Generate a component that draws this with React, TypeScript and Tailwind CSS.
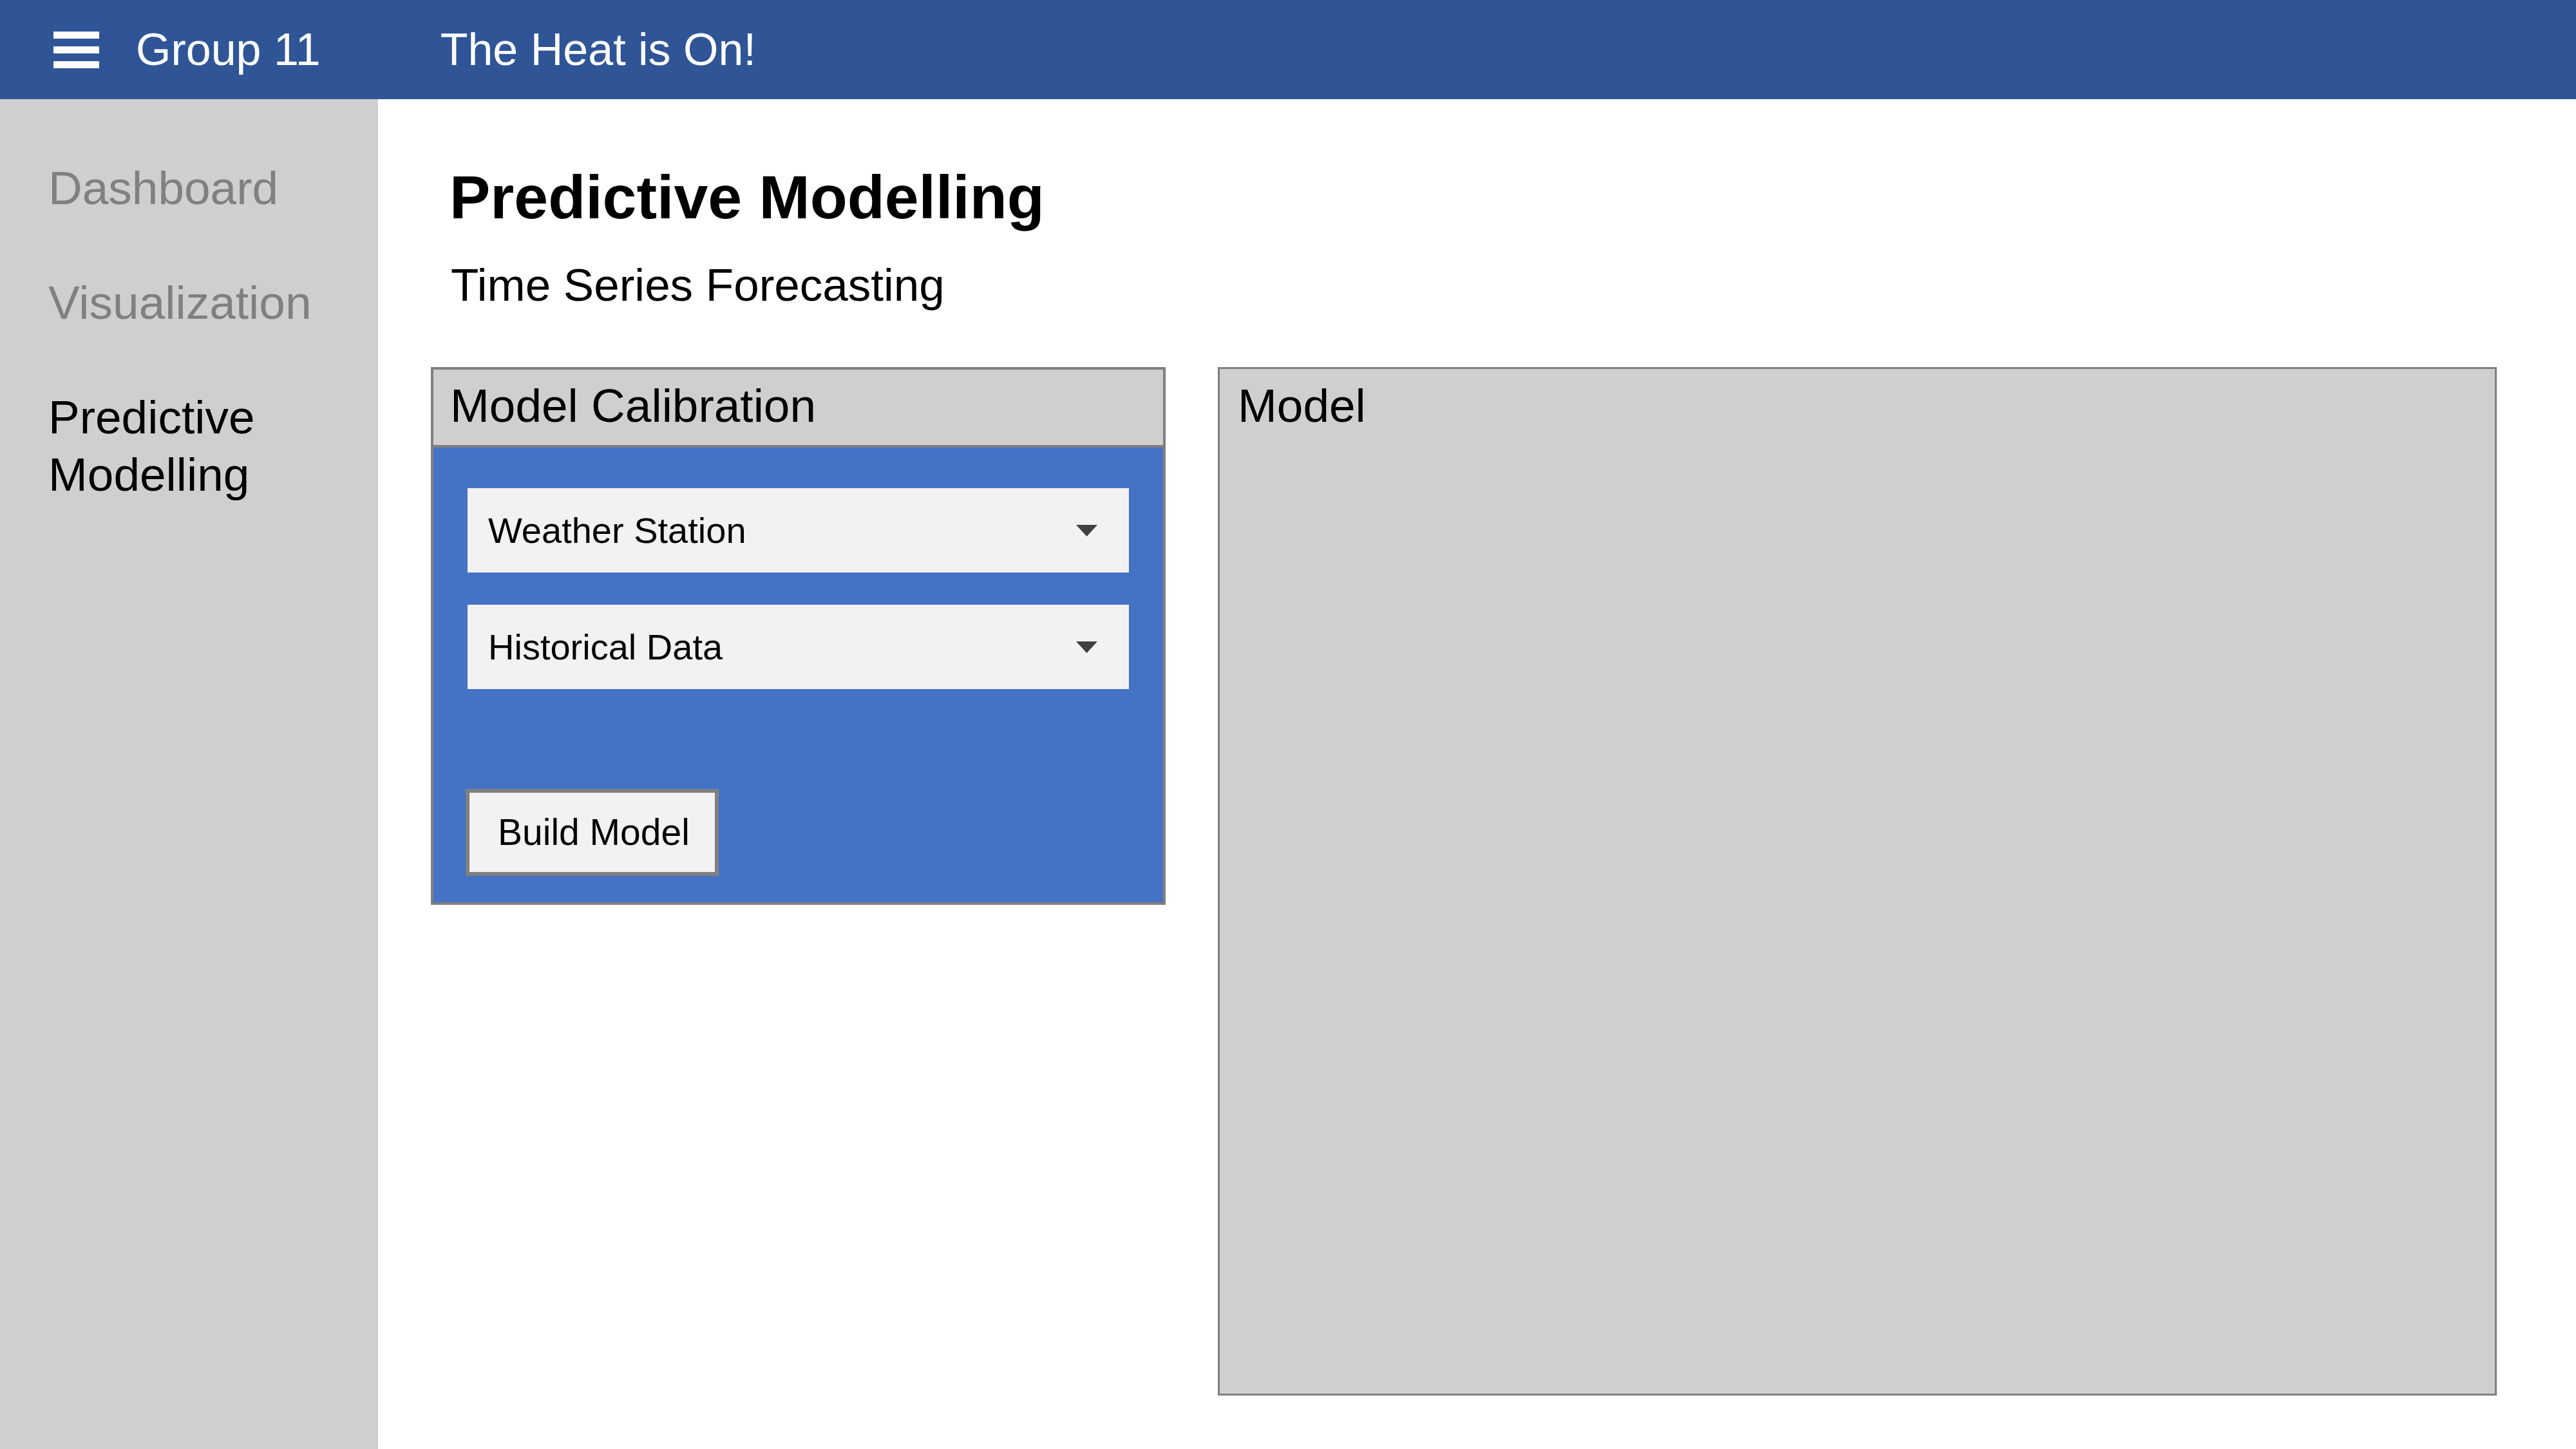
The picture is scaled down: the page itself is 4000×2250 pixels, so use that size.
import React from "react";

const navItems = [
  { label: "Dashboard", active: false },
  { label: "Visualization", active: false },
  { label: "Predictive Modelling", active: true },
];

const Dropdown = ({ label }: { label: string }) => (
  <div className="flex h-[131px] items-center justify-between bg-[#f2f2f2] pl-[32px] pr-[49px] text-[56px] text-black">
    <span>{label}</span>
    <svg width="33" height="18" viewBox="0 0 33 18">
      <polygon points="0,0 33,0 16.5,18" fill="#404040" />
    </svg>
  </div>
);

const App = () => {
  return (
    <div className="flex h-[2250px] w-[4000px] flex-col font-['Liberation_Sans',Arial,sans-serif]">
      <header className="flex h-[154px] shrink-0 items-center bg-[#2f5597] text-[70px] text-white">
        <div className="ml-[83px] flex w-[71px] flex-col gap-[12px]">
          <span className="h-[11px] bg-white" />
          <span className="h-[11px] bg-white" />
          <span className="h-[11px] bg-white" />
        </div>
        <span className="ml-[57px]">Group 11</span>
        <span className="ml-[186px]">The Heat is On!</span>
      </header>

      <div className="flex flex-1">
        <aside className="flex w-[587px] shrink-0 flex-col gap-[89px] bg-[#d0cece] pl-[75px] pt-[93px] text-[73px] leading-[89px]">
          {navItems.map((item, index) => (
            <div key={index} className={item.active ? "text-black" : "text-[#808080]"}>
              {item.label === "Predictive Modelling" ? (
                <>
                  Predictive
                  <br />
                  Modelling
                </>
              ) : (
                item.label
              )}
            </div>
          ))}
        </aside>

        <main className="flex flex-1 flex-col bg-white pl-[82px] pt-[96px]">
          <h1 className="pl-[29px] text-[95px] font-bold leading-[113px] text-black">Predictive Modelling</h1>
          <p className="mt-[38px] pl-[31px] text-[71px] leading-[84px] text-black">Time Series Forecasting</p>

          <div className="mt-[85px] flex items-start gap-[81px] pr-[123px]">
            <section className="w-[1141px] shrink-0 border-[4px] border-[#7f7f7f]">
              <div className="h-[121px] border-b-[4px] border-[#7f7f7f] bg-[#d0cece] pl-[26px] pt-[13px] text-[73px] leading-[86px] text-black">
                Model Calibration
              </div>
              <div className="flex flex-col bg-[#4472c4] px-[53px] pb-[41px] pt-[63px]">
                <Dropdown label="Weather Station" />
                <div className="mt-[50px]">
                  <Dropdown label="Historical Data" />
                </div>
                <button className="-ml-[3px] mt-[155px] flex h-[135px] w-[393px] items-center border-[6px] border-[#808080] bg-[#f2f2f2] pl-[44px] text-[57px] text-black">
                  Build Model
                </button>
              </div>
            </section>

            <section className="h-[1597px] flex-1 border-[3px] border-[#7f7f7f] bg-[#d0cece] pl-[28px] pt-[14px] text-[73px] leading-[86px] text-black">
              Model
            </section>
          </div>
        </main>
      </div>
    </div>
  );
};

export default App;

============

• **Exercise prompt**: Copy the material exactly. Do not include the pictures.

• **Finished exercise**:
Generate a component that draws this with React, TypeScript and Tailwind CSS.
The picture is scaled down: the page itself is 4000×2250 pixels, so use that size.
import React from "react";

const navItems = [
  { label: "Dashboard", active: false },
  { label: "Visualization", active: false },
  { label: "Predictive Modelling", active: true },
];

const Dropdown = ({ label }: { label: string }) => (
  <div className="flex h-[131px] items-center justify-between bg-[#f2f2f2] pl-[32px] pr-[49px] text-[56px] text-black">
    <span>{label}</span>
    <svg width="33" height="18" viewBox="0 0 33 18">
      <polygon points="0,0 33,0 16.5,18" fill="#404040" />
    </svg>
  </div>
);

const App = () => {
  return (
    <div className="flex h-[2250px] w-[4000px] flex-col font-['Liberation_Sans',Arial,sans-serif]">
      <header className="flex h-[154px] shrink-0 items-center bg-[#2f5597] text-[70px] text-white">
        <div className="ml-[83px] flex w-[71px] flex-col gap-[12px]">
          <span className="h-[11px] bg-white" />
          <span className="h-[11px] bg-white" />
          <span className="h-[11px] bg-white" />
        </div>
        <span className="ml-[57px]">Group 11</span>
        <span className="ml-[186px]">The Heat is On!</span>
      </header>

      <div className="flex flex-1">
        <aside className="flex w-[587px] shrink-0 flex-col gap-[89px] bg-[#d0cece] pl-[75px] pt-[93px] text-[73px] leading-[89px]">
          {navItems.map((item, index) => (
            <div key={index} className={item.active ? "text-black" : "text-[#808080]"}>
              {item.label === "Predictive Modelling" ? (
                <>
                  Predictive
                  <br />
                  Modelling
                </>
              ) : (
                item.label
              )}
            </div>
          ))}
        </aside>

        <main className="flex flex-1 flex-col bg-white pl-[82px] pt-[96px]">
          <h1 className="pl-[29px] text-[95px] font-bold leading-[113px] text-black">Predictive Modelling</h1>
          <p className="mt-[38px] pl-[31px] text-[71px] leading-[84px] text-black">Time Series Forecasting</p>

          <div className="mt-[85px] flex items-start gap-[81px] pr-[123px]">
            <section className="w-[1141px] shrink-0 border-[4px] border-[#7f7f7f]">
              <div className="h-[121px] border-b-[4px] border-[#7f7f7f] bg-[#d0cece] pl-[26px] pt-[13px] text-[73px] leading-[86px] text-black">
                Model Calibration
              </div>
              <div className="flex flex-col bg-[#4472c4] px-[53px] pb-[41px] pt-[63px]">
                <Dropdown label="Weather Station" />
                <div className="mt-[50px]">
                  <Dropdown label="Historical Data" />
                </div>
                <button className="-ml-[3px] mt-[155px] flex h-[135px] w-[393px] items-center border-[6px] border-[#808080] bg-[#f2f2f2] pl-[44px] text-[57px] text-black">
                  Build Model
                </button>
              </div>
            </section>

            <section className="h-[1597px] flex-1 border-[3px] border-[#7f7f7f] bg-[#d0cece] pl-[28px] pt-[14px] text-[73px] leading-[86px] text-black">
              Model
            </section>
          </div>
        </main>
      </div>
    </div>
  );
};

export default App;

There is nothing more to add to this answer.